Request >>
Type out the complete listing below word for word, without its pictures.

Records provided >>
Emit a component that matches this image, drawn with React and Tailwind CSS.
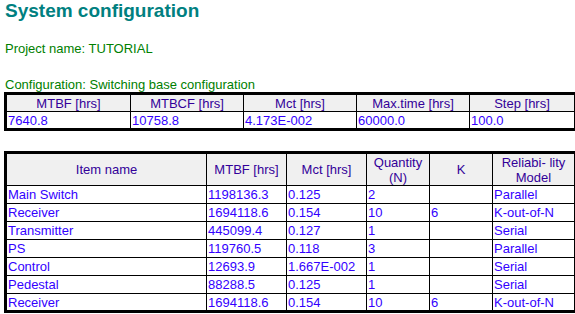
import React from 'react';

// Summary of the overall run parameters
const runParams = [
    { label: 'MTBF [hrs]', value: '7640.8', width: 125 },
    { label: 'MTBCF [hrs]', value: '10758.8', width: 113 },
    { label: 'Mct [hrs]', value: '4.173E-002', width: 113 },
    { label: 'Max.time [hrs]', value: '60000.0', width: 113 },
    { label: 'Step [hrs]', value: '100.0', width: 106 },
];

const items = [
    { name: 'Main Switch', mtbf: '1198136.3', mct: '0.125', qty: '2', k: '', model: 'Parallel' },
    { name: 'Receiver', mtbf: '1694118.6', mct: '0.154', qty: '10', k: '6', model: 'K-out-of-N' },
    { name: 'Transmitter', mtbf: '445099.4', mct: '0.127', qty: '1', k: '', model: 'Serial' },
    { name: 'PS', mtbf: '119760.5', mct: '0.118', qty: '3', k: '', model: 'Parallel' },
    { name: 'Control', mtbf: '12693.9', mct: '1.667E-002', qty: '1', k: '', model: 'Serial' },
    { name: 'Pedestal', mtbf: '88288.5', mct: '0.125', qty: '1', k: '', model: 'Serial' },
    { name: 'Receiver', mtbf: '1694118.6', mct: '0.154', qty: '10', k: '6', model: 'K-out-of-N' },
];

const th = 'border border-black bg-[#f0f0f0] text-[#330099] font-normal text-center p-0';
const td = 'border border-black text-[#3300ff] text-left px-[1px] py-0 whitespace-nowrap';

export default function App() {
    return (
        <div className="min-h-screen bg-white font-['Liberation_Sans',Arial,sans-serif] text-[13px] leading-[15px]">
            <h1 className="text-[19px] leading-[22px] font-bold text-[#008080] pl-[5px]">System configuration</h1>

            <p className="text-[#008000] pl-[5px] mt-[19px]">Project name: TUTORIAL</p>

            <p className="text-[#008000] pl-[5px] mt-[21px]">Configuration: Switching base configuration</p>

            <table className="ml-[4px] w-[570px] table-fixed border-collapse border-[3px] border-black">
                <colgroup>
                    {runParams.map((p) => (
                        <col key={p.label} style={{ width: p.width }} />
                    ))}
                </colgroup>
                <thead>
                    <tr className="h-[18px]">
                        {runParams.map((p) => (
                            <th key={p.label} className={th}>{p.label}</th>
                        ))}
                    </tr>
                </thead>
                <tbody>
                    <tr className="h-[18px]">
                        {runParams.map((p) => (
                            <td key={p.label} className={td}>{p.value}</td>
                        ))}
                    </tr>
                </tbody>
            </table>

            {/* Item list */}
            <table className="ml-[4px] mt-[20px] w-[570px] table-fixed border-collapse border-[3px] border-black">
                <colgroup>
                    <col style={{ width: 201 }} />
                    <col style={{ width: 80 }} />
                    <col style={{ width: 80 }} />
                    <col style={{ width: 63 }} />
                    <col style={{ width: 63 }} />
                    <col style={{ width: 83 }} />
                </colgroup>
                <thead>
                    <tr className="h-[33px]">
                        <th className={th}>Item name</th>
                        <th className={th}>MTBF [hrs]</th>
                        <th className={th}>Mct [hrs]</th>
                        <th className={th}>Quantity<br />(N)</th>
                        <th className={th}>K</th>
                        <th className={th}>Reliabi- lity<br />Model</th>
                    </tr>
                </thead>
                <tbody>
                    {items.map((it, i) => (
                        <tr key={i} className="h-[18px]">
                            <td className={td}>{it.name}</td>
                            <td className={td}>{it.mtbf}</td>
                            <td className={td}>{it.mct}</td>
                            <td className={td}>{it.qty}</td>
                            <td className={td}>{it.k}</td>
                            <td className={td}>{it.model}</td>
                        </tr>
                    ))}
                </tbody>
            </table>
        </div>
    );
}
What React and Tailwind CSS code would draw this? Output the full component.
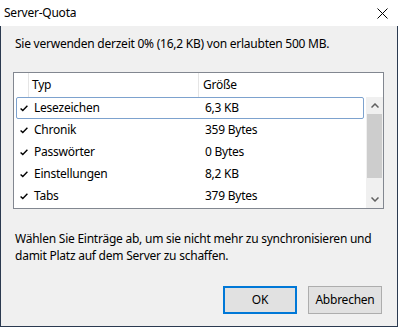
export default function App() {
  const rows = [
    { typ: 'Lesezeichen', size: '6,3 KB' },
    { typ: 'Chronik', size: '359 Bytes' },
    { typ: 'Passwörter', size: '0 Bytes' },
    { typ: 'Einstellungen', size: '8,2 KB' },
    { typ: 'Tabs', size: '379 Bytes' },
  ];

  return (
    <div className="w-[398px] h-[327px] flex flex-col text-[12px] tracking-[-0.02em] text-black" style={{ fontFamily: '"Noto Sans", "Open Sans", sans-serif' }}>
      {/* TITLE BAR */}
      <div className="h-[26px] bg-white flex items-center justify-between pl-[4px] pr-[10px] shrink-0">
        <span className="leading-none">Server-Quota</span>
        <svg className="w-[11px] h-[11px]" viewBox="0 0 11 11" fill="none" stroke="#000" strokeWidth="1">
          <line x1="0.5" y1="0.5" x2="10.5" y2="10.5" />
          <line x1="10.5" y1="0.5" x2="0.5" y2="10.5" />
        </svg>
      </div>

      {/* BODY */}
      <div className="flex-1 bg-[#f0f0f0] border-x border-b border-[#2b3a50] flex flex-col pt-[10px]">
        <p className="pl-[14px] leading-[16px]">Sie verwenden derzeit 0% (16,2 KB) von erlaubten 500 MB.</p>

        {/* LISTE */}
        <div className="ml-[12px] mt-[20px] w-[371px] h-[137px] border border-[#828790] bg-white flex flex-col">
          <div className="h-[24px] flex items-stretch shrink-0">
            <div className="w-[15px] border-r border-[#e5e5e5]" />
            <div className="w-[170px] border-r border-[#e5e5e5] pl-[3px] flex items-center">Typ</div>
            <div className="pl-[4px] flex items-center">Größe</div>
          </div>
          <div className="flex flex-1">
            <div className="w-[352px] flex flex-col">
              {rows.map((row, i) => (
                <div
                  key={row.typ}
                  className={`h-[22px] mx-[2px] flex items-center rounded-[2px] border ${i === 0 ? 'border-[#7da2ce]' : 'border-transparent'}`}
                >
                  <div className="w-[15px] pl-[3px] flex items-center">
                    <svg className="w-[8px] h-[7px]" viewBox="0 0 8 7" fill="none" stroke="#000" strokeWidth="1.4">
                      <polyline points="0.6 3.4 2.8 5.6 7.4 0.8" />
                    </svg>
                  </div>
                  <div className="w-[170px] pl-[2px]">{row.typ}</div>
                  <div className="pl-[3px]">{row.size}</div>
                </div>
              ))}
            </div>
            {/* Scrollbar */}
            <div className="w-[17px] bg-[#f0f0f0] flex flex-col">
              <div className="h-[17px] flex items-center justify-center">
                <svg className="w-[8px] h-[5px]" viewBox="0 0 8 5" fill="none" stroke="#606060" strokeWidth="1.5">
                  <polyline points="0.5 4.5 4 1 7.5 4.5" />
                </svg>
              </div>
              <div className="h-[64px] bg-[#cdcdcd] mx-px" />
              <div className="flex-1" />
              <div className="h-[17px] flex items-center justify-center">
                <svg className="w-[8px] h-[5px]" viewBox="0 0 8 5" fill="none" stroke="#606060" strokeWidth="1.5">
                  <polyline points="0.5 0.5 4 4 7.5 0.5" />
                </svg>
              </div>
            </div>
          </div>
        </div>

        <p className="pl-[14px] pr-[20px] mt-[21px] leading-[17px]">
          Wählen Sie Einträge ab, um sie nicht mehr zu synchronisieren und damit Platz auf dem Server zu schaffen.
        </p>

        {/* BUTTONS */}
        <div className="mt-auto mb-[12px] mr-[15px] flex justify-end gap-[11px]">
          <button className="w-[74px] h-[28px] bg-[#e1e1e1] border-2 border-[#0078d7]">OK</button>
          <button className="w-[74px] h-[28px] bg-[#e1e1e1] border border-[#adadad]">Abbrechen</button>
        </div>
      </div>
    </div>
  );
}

Exercise result >>
Emit a component that matches this image, drawn with React and Tailwind CSS.
import React from 'react';

// Summary of the overall run parameters
const runParams = [
    { label: 'MTBF [hrs]', value: '7640.8', width: 125 },
    { label: 'MTBCF [hrs]', value: '10758.8', width: 113 },
    { label: 'Mct [hrs]', value: '4.173E-002', width: 113 },
    { label: 'Max.time [hrs]', value: '60000.0', width: 113 },
    { label: 'Step [hrs]', value: '100.0', width: 106 },
];

const items = [
    { name: 'Main Switch', mtbf: '1198136.3', mct: '0.125', qty: '2', k: '', model: 'Parallel' },
    { name: 'Receiver', mtbf: '1694118.6', mct: '0.154', qty: '10', k: '6', model: 'K-out-of-N' },
    { name: 'Transmitter', mtbf: '445099.4', mct: '0.127', qty: '1', k: '', model: 'Serial' },
    { name: 'PS', mtbf: '119760.5', mct: '0.118', qty: '3', k: '', model: 'Parallel' },
    { name: 'Control', mtbf: '12693.9', mct: '1.667E-002', qty: '1', k: '', model: 'Serial' },
    { name: 'Pedestal', mtbf: '88288.5', mct: '0.125', qty: '1', k: '', model: 'Serial' },
    { name: 'Receiver', mtbf: '1694118.6', mct: '0.154', qty: '10', k: '6', model: 'K-out-of-N' },
];

const th = 'border border-black bg-[#f0f0f0] text-[#330099] font-normal text-center p-0';
const td = 'border border-black text-[#3300ff] text-left px-[1px] py-0 whitespace-nowrap';

export default function App() {
    return (
        <div className="min-h-screen bg-white font-['Liberation_Sans',Arial,sans-serif] text-[13px] leading-[15px]">
            <h1 className="text-[19px] leading-[22px] font-bold text-[#008080] pl-[5px]">System configuration</h1>

            <p className="text-[#008000] pl-[5px] mt-[19px]">Project name: TUTORIAL</p>

            <p className="text-[#008000] pl-[5px] mt-[21px]">Configuration: Switching base configuration</p>

            <table className="ml-[4px] w-[570px] table-fixed border-collapse border-[3px] border-black">
                <colgroup>
                    {runParams.map((p) => (
                        <col key={p.label} style={{ width: p.width }} />
                    ))}
                </colgroup>
                <thead>
                    <tr className="h-[18px]">
                        {runParams.map((p) => (
                            <th key={p.label} className={th}>{p.label}</th>
                        ))}
                    </tr>
                </thead>
                <tbody>
                    <tr className="h-[18px]">
                        {runParams.map((p) => (
                            <td key={p.label} className={td}>{p.value}</td>
                        ))}
                    </tr>
                </tbody>
            </table>

            {/* Item list */}
            <table className="ml-[4px] mt-[20px] w-[570px] table-fixed border-collapse border-[3px] border-black">
                <colgroup>
                    <col style={{ width: 201 }} />
                    <col style={{ width: 80 }} />
                    <col style={{ width: 80 }} />
                    <col style={{ width: 63 }} />
                    <col style={{ width: 63 }} />
                    <col style={{ width: 83 }} />
                </colgroup>
                <thead>
                    <tr className="h-[33px]">
                        <th className={th}>Item name</th>
                        <th className={th}>MTBF [hrs]</th>
                        <th className={th}>Mct [hrs]</th>
                        <th className={th}>Quantity<br />(N)</th>
                        <th className={th}>K</th>
                        <th className={th}>Reliabi- lity<br />Model</th>
                    </tr>
                </thead>
                <tbody>
                    {items.map((it, i) => (
                        <tr key={i} className="h-[18px]">
                            <td className={td}>{it.name}</td>
                            <td className={td}>{it.mtbf}</td>
                            <td className={td}>{it.mct}</td>
                            <td className={td}>{it.qty}</td>
                            <td className={td}>{it.k}</td>
                            <td className={td}>{it.model}</td>
                        </tr>
                    ))}
                </tbody>
            </table>
        </div>
    );
}
What React and Tailwind CSS code would draw this? Output the full component.
export default function App() {
  const rows = [
    { typ: 'Lesezeichen', size: '6,3 KB' },
    { typ: 'Chronik', size: '359 Bytes' },
    { typ: 'Passwörter', size: '0 Bytes' },
    { typ: 'Einstellungen', size: '8,2 KB' },
    { typ: 'Tabs', size: '379 Bytes' },
  ];

  return (
    <div className="w-[398px] h-[327px] flex flex-col text-[12px] tracking-[-0.02em] text-black" style={{ fontFamily: '"Noto Sans", "Open Sans", sans-serif' }}>
      {/* TITLE BAR */}
      <div className="h-[26px] bg-white flex items-center justify-between pl-[4px] pr-[10px] shrink-0">
        <span className="leading-none">Server-Quota</span>
        <svg className="w-[11px] h-[11px]" viewBox="0 0 11 11" fill="none" stroke="#000" strokeWidth="1">
          <line x1="0.5" y1="0.5" x2="10.5" y2="10.5" />
          <line x1="10.5" y1="0.5" x2="0.5" y2="10.5" />
        </svg>
      </div>

      {/* BODY */}
      <div className="flex-1 bg-[#f0f0f0] border-x border-b border-[#2b3a50] flex flex-col pt-[10px]">
        <p className="pl-[14px] leading-[16px]">Sie verwenden derzeit 0% (16,2 KB) von erlaubten 500 MB.</p>

        {/* LISTE */}
        <div className="ml-[12px] mt-[20px] w-[371px] h-[137px] border border-[#828790] bg-white flex flex-col">
          <div className="h-[24px] flex items-stretch shrink-0">
            <div className="w-[15px] border-r border-[#e5e5e5]" />
            <div className="w-[170px] border-r border-[#e5e5e5] pl-[3px] flex items-center">Typ</div>
            <div className="pl-[4px] flex items-center">Größe</div>
          </div>
          <div className="flex flex-1">
            <div className="w-[352px] flex flex-col">
              {rows.map((row, i) => (
                <div
                  key={row.typ}
                  className={`h-[22px] mx-[2px] flex items-center rounded-[2px] border ${i === 0 ? 'border-[#7da2ce]' : 'border-transparent'}`}
                >
                  <div className="w-[15px] pl-[3px] flex items-center">
                    <svg className="w-[8px] h-[7px]" viewBox="0 0 8 7" fill="none" stroke="#000" strokeWidth="1.4">
                      <polyline points="0.6 3.4 2.8 5.6 7.4 0.8" />
                    </svg>
                  </div>
                  <div className="w-[170px] pl-[2px]">{row.typ}</div>
                  <div className="pl-[3px]">{row.size}</div>
                </div>
              ))}
            </div>
            {/* Scrollbar */}
            <div className="w-[17px] bg-[#f0f0f0] flex flex-col">
              <div className="h-[17px] flex items-center justify-center">
                <svg className="w-[8px] h-[5px]" viewBox="0 0 8 5" fill="none" stroke="#606060" strokeWidth="1.5">
                  <polyline points="0.5 4.5 4 1 7.5 4.5" />
                </svg>
              </div>
              <div className="h-[64px] bg-[#cdcdcd] mx-px" />
              <div className="flex-1" />
              <div className="h-[17px] flex items-center justify-center">
                <svg className="w-[8px] h-[5px]" viewBox="0 0 8 5" fill="none" stroke="#606060" strokeWidth="1.5">
                  <polyline points="0.5 0.5 4 4 7.5 0.5" />
                </svg>
              </div>
            </div>
          </div>
        </div>

        <p className="pl-[14px] pr-[20px] mt-[21px] leading-[17px]">
          Wählen Sie Einträge ab, um sie nicht mehr zu synchronisieren und damit Platz auf dem Server zu schaffen.
        </p>

        {/* BUTTONS */}
        <div className="mt-auto mb-[12px] mr-[15px] flex justify-end gap-[11px]">
          <button className="w-[74px] h-[28px] bg-[#e1e1e1] border-2 border-[#0078d7]">OK</button>
          <button className="w-[74px] h-[28px] bg-[#e1e1e1] border border-[#adadad]">Abbrechen</button>
        </div>
      </div>
    </div>
  );
}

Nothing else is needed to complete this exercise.